DBlytics: Statistical Analysis on data parallel frameworks
When processing large data, often a large bottleneck to computation is data movement. Moving data across geographical locations for processing is expensive. In-Database Analytics (dblytics) aims to build sophisticated analytic algorithms into data parallel systems, such as relational databases (RDBMS) and massively parallel processing (MPP) systems. Using a database as the ecosystem for analytics we a get declarative query interface, query optimization, transactional operations, efficient catching and fault tolerance. Below we list sub research projects that contribute to this effort.
MADlib is an open-source library for scalable in-database analytics. It provides data-parallel implementations of mathematical, statistical and machine-learning methods for structured and unstructured data. There are two significant motivations of in-database analytics tools such as MADlib. Firstly, it harness the embarrassing parallel processing power of parallel database and make the database being a data analytic engine, which is capable of processing massive data. Secondly, In-database analytic tools avoid the time cost of transferring large volume of data between databases and outside tools. MADlib can be installed on Postgres and Greenplum database.
MADden is a demonstration of in-database text analysis algorithms. This demonstration focuses on answering queries for sports journalism, in particular NFL data sets using Mad Lib style queries. The demonstration made the following contributions:
- Processing declarative ad hoc queries involving various statistical text analytic functions.
- Joining and querying over multiple data sources with both aggregation structured and text information.
- Query-time rendering of visualizations over query results, using word clouds, histograms, and ranked lists of documents.

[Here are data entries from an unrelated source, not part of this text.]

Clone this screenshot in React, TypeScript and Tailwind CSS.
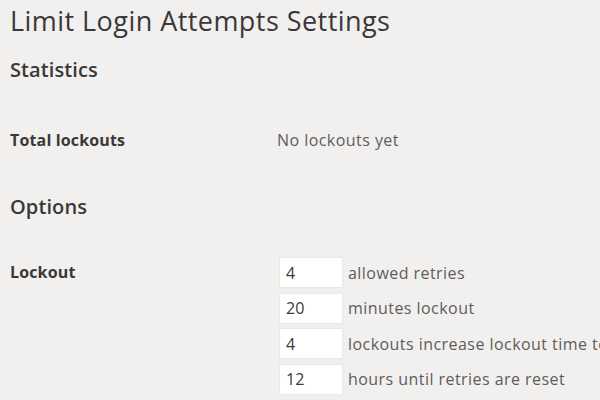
export default function App() {
  const lockoutRows = [
    { value: '4', label: 'allowed retries' },
    { value: '20', label: 'minutes lockout' },
    { value: '4', label: 'lockouts increase lockout time to' },
    { value: '12', label: 'hours until retries are reset' },
  ]

  return (
    <div
      className="h-[400px] w-[600px] overflow-hidden bg-[#f1f0ee] text-[#3a3838]"
      style={{ fontFamily: '"Open Sans", "Noto Sans", sans-serif' }}
    >
      <div className="pl-[10px] pt-[3px]">
        <h1 className="whitespace-nowrap text-[27px] leading-[36px] tracking-[0.45px] font-normal text-[#3a3838]">
          Limit Login Attempts Settings
        </h1>

        <h2 className="mt-[17px] text-[20px] leading-[28px] tracking-[0.1px] font-semibold">Statistics</h2>

        {/* Statistics table */}
        <div className="mt-[45px] flex items-center text-[16px] leading-[22px]">
          <div className="w-[267px] shrink-0 font-bold tracking-[0.15px]">Total lockouts</div>
          <div className="tracking-[0.45px] text-[#5e5c5c]">No lockouts yet</div>
        </div>

        <h2 className="mt-[42px] text-[20px] leading-[28px] tracking-[0.1px] font-semibold">Options</h2>

        {/* Options table */}
        <div className="mt-[37px] flex text-[16px] leading-[22px]">
          <div className="w-[270px] shrink-0 pt-[3px] font-bold tracking-[0.15px]">Lockout</div>
          <div className="flex flex-col gap-[6.5px]">
            {lockoutRows.map((row, i) => (
              <div key={i} className="flex items-center whitespace-nowrap">
                <div className="flex h-[29px] w-[62px] shrink-0 items-center bg-white pl-[6px] text-[#3a3838] shadow-[0_0_0_1px_#e9e8e6]">
                  {row.value}
                </div>
                <span className="ml-[6px] tracking-[0.45px] text-[#5e5c5c]">{row.label}</span>
              </div>
            ))}
          </div>
        </div>
      </div>
    </div>
  )
}
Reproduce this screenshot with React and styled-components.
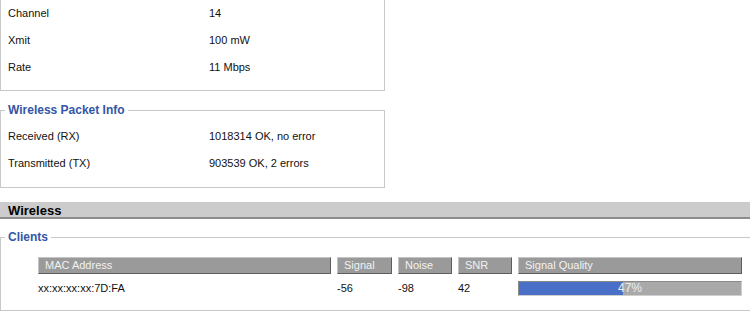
import React from "react"
import styled, { createGlobalStyle } from "styled-components"

const GlobalStyle = createGlobalStyle`
  html, body {
    margin: 0;
    padding: 0;
    background: #fff;
    overflow: hidden;
  }
  body {
    font-family: "Liberation Sans", Arial, sans-serif;
    font-size: 11px;
    color: #111;
  }
`

const Page = styled.div`
  display: flex;
  flex-direction: column;
  width: 750px;
`

const Group = styled.fieldset`
  box-sizing: border-box;
  width: ${(p) => (p.$wide ? "100%" : "385px")};
  margin: ${(p) => p.$mt || 0}px 0 0 0;
  padding: ${(p) => p.$pt || 0}px ${(p) => (p.$wide ? 0 : 8)}px ${(p) => p.$pb || 0}px 7px;
  border: 1px solid #c8c8c8;
  border-top: ${(p) => (p.$cut ? "none" : "1px solid #c8c8c8")};
  border-right: ${(p) => (p.$wide ? "none" : "1px solid #c8c8c8")};
  min-inline-size: 0;
`

const Legend = styled.legend`
  margin-left: -3px;
  padding: 0 3px;
  font-size: 12px;
  line-height: 15px;
  font-weight: bold;
  color: #3456a6;
`

const InfoRow = styled.div`
  box-sizing: border-box;
  display: grid;
  grid-template-columns: 201px 1fr;
  height: 27px;
  padding-bottom: 2px;
  align-items: center;
`

const SectionBar = styled.div`
  margin-top: 14px;
  height: 15px;
  padding-left: 8px;
  background: #cccccc;
  border-bottom: 2px solid #8c8c8c;
  font-size: 13px;
  font-weight: bold;
  line-height: 18px;
  color: #000;
  overflow: visible;
`

const Table = styled.table`
  margin-left: 24px;
  border-collapse: separate;
  border-spacing: 6px;
  table-layout: fixed;
  width: 716px;
`

const HeadCell = styled.th`
  box-sizing: border-box;
  width: ${(p) => p.$w}px;
  height: 17px;
  padding: 0 0 0 6px;
  background: #9a9a9a;
  border-top: 1px solid #c4c4c4;
  border-left: 1px solid #c4c4c4;
  border-bottom: 1px solid #5e5e5e;
  border-right: 1px solid #5e5e5e;
  font-size: 11px;
  font-weight: normal;
  text-align: left;
  color: #f2f2f2;
  line-height: 15px;
  white-space: nowrap;
`

const Cell = styled.td`
  padding: 0;
  height: 16px;
  vertical-align: middle;
  white-space: nowrap;
`

const Bar = styled.div`
  box-sizing: border-box;
  display: grid;
  height: 15px;
  background: #a9a9a9;
  border-top: 1px solid #8a8a8a;
  border-left: 1px solid #8a8a8a;
  border-bottom: 1px solid #cfcfcf;
  border-right: 1px solid #cfcfcf;
`

const Fill = styled.div`
  grid-area: 1 / 1;
  height: 100%;
  background: #4a6fc6;
`

const BarLabel = styled.span`
  grid-area: 1 / 1;
  text-align: center;
  font-size: 12px;
  line-height: 13px;
  color: #eeeeee;
`

const radio = [
  ["Channel", "14"],
  ["Xmit", "100 mW"],
  ["Rate", "11 Mbps"],
]

const packets = [
  ["Received (RX)", "1018314 OK, no error"],
  ["Transmitted (TX)", "903539 OK, 2 errors"],
]

const columns = [
  ["MAC Address", 293],
  ["Signal", 55],
  ["Noise", 54],
  ["SNR", 54],
  ["Signal Quality", 224],
]

const clients = [
  { mac: "xx:xx:xx:xx:7D:FA", signal: -56, noise: -98, snr: 42, quality: 47 },
]

export default function App() {
  return (
    <Page>
      <GlobalStyle />
      <Group $cut $pb={9}>
        {radio.map(([label, value]) => (
          <InfoRow key={label}>
            <span>{label}</span>
            <span>{value}</span>
          </InfoRow>
        ))}
      </Group>

      <Group $mt={12} $pt={5} $pb={10}>
        <Legend>Wireless Packet Info</Legend>
        {packets.map(([label, value]) => (
          <InfoRow key={label}>
            <span>{label}</span>
            <span>{value}</span>
          </InfoRow>
        ))}
      </Group>

      <SectionBar>Wireless</SectionBar>

      <Group $wide $mt={11} $pt={6} $pb={8}>
        <Legend>Clients</Legend>
        <Table>
          <thead>
            <tr>
              {columns.map(([name, w]) => (
                <HeadCell key={name} $w={w}>
                  {name}
                </HeadCell>
              ))}
            </tr>
          </thead>
          <tbody>
            {clients.map((c) => (
              <tr key={c.mac}>
                <Cell>{c.mac}</Cell>
                <Cell>{c.signal}</Cell>
                <Cell>{c.noise}</Cell>
                <Cell>{c.snr}</Cell>
                <Cell>
                  <Bar>
                    <Fill style={{ width: `${c.quality}%` }} />
                    <BarLabel>{c.quality}%</BarLabel>
                  </Bar>
                </Cell>
              </tr>
            ))}
          </tbody>
        </Table>
      </Group>
    </Page>
  )
}
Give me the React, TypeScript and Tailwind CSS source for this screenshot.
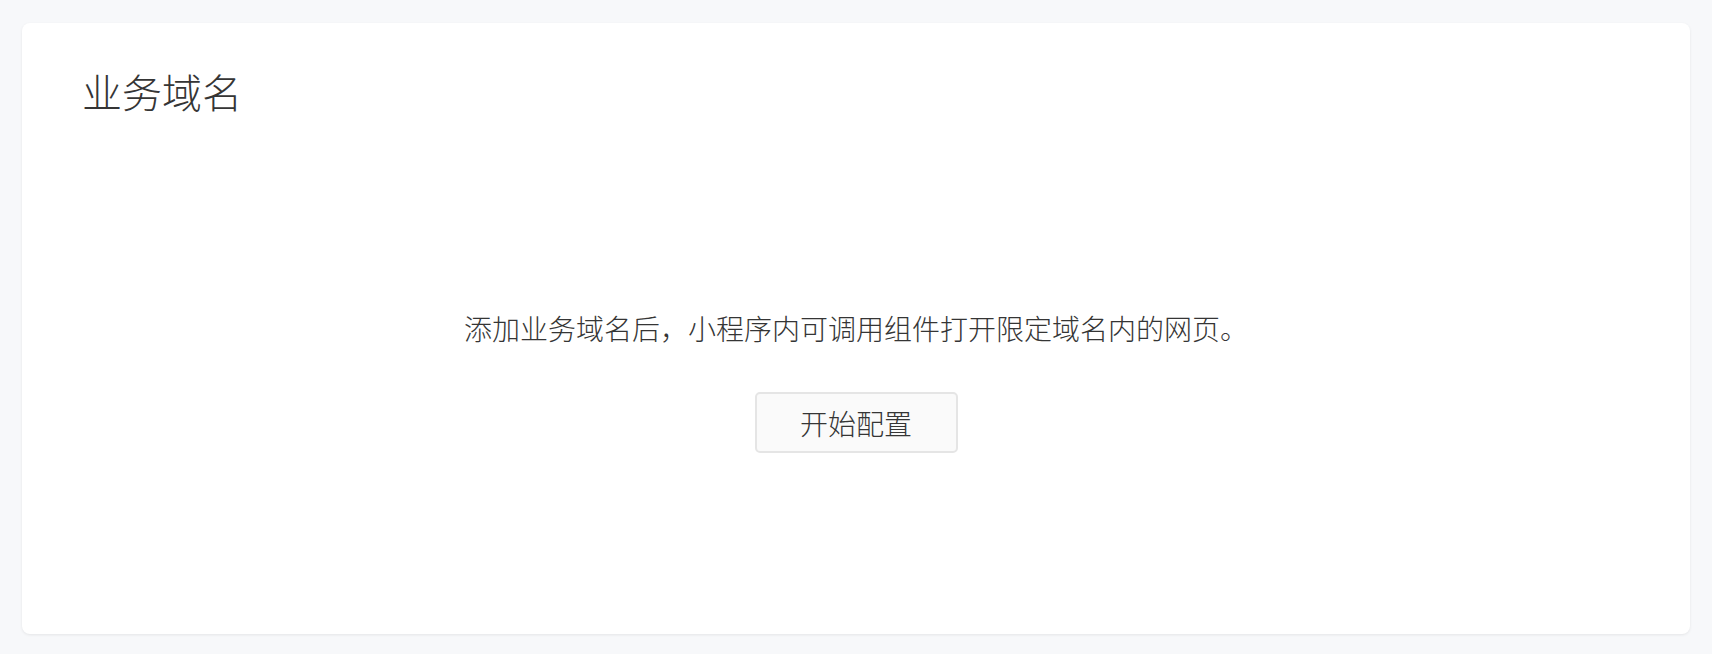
export default function App() {
  return (
    <div
      className="min-h-[654px] bg-[#f7f8fa] pt-[23px] pb-[20px] px-[22px]"
      style={{ fontFamily: '"Noto Sans CJK SC", "Noto Sans", sans-serif' }}
    >
      <div className="h-[611px] rounded-[8px] bg-white shadow-[0_1px_3px_rgba(0,0,0,0.08)] px-[60px] pt-[48px]">
        <h1 className="text-[40px] leading-[40px] font-light text-[#353535]">业务域名</h1>

        <div className="mt-[197px] flex flex-col items-center">
          <p className="text-[28px] leading-[40px] font-light text-[#353535]">
            添加业务域名后，小程序内可调用组件打开限定域名内的网页。
          </p>
          <button
            type="button"
            className="mt-[44px] h-[61px] w-[203px] rounded-[5px] border-2 border-[#e5e5e5] bg-[#fafafa] text-[28px] font-light text-[#353535]"
          >
            开始配置
          </button>
        </div>
      </div>
    </div>
  )
}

GPText is a system for large-scale text indexing, search and ranking. This is a new system that integrates Greenplum DB, MADlib analytic libraries and the Apache Solr enterprise search platform. Combined with our madlib algorithms such as Conditional Random Field part of speech tagging, GPText is an extremely large and scalable text analytics engine. GPText adds a Solr instance to each Greenplum DB Segment and the database could communicate over the instances using http. Text searches are then parallelized across segments. Using UDFs we can mix sophisticated search predicates, ranking and database queries. In addition, we created an application that demonstrates the scalability of GPText and MADlib algorithms over the Enron corpus. This application displays results using a Sankey diagrams for flow analysis and other advanced analytics.